Low dislocation rate one year after total hip arthroplasty at a tertiary hospital in South Africa
Keywords:total hip replacement, dislocation, South Africa
Background: Total hip arthroplasty (THA) is one of the most performed and most researched procedures worldwide, and there is an ever-growing demand for THA in an already resource-constrained system in South Africa. Early dislocation after THA remains a serious and costly problem; however, few THA outcome studies have been performed locally. This study therefore aimed to calculate the incidence of dislocation after THA and to identify risk factors for dislocation after THA in a South African academic hospital.

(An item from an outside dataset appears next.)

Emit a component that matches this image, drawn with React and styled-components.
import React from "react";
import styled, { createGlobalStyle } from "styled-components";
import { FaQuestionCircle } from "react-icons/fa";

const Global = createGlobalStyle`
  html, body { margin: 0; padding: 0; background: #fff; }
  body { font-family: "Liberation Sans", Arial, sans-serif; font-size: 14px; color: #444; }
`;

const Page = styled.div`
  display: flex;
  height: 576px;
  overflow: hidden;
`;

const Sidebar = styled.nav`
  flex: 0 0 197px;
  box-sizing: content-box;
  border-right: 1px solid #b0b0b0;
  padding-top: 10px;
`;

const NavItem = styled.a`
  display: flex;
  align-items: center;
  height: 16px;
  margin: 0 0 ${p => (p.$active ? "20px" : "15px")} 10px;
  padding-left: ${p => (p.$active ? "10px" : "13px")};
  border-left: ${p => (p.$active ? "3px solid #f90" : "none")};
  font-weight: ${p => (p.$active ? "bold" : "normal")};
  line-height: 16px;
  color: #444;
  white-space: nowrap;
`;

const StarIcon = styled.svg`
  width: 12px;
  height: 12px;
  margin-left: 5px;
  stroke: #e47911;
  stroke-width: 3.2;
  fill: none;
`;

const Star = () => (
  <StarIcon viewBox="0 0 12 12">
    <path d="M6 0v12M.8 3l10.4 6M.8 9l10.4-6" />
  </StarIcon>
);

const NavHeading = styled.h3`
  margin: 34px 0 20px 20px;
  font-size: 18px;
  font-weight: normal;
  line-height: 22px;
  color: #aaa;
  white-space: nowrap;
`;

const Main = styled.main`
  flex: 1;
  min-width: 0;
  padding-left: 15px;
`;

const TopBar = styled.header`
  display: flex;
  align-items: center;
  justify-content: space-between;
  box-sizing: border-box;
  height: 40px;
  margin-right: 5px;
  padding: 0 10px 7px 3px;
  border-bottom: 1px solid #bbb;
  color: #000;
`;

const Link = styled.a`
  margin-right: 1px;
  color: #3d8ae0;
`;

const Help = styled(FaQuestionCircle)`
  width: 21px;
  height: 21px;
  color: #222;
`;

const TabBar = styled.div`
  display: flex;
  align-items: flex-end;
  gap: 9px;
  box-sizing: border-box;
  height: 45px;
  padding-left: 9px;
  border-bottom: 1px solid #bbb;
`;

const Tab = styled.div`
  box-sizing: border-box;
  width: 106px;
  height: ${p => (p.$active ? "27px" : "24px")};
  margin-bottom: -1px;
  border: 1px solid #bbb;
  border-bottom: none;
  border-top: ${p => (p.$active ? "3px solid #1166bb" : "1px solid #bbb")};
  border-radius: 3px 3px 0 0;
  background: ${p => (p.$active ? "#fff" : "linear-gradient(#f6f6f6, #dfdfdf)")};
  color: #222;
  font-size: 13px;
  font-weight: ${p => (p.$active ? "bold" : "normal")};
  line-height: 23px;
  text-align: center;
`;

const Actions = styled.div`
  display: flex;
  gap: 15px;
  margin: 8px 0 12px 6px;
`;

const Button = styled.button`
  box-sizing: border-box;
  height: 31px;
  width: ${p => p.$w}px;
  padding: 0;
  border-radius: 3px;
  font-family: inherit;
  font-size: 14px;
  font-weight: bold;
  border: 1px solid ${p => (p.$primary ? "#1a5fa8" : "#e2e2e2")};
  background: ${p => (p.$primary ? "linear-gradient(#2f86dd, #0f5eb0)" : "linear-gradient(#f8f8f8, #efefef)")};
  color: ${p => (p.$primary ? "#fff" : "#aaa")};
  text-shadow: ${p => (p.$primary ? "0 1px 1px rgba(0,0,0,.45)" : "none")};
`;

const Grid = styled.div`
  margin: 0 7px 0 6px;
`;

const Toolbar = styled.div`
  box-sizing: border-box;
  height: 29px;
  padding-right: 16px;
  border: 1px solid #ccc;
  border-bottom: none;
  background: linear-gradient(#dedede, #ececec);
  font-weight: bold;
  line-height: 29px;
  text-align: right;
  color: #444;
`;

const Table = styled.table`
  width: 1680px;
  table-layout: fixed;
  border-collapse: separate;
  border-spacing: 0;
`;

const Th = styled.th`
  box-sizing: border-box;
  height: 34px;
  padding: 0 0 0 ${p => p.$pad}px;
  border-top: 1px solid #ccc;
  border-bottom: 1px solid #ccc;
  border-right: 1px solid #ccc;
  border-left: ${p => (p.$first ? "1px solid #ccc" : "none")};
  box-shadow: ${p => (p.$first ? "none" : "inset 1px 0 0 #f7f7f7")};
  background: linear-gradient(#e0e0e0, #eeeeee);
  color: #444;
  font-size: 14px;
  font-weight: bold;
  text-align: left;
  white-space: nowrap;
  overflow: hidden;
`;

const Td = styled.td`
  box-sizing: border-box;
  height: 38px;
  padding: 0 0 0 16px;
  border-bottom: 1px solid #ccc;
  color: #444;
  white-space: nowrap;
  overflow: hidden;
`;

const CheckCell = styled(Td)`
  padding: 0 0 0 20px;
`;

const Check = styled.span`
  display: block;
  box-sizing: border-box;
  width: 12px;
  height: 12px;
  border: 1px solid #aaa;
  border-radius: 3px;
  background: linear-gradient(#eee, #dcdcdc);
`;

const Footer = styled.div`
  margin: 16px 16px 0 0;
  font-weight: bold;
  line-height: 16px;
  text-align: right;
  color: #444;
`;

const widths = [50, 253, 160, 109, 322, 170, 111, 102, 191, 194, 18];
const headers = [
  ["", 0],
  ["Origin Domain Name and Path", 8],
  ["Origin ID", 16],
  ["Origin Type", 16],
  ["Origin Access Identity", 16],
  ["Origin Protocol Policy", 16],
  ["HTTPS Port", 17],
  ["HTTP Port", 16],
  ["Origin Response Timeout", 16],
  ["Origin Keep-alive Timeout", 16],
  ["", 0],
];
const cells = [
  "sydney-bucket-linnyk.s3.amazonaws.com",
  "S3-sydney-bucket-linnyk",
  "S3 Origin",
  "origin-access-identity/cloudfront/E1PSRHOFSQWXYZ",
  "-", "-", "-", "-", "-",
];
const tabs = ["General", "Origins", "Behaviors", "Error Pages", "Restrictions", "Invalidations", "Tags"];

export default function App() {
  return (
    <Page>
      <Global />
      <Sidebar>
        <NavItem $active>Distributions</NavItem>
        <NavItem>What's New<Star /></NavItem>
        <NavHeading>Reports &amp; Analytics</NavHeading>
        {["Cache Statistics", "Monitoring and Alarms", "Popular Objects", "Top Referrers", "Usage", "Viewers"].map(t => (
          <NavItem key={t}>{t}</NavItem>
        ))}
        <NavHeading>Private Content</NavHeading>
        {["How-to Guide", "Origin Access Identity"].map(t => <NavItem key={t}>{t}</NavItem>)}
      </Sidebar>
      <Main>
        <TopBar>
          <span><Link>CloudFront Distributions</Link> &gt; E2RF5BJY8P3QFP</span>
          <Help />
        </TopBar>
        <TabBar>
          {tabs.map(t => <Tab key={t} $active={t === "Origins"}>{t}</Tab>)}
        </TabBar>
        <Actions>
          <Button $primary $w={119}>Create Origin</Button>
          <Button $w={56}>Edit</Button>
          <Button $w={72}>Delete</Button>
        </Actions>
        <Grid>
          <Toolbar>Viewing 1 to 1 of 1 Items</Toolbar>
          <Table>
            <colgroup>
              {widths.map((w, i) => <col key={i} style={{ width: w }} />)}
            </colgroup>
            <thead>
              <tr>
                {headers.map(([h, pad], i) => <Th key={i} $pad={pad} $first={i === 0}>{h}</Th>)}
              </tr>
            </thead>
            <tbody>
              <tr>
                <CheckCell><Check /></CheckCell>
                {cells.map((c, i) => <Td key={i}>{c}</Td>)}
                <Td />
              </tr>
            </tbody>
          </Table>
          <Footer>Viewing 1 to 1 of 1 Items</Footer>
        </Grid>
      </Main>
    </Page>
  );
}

Methods: In this retrospective cohort review, files and radiographs of 543 patients were reviewed for dislocation during the first year after primary THA. The reason for the THA, the surgical data, the implant data, and whether and when dislocation occurred were recorded for each patient. Fisher’s exact tests and independent t-tests were done to analyse the association between variables and a patient’s odds of experiencing a dislocation after THA.
Results: Twenty (3.7%) out of 543 THAs dislocated during the first year, 17 of these within the first three months. The surgical approach used was not shown to be a significant risk factor (p = 0.650) for dislocation, although the Hardinge approach had been used for all 20 cases of dislocation. Similar dislocation rates (p = 0.967) were found for THAs done for displaced neck of femur (NOF) fractures (3.6%) and for elective THAs (3.7%). Trauma THAs made up more than half (55%) of our study population. Femoral head sizes ≤ 32 mm (p = 0.390 for neck of femur THA and p = 0.451 for elective THA) and a single mobility design (p = 0.494) both produced a higher dislocation rate, although this was not statistically significant. Surgeon experience did not prove to be significant for our study population (p = 0.570).
Conclusion: The dislocation rate after THA at our institution is lower than rates reported in the literature for NOF THA and similar to rates reported for elective THA. This was found despite the dislocation rate for the Hardinge approach being nearly eight times higher than expected. Minimal surgeon experience, implant coupling and smaller femoral head size did not prove to be significant risk factors for dislocation after THA.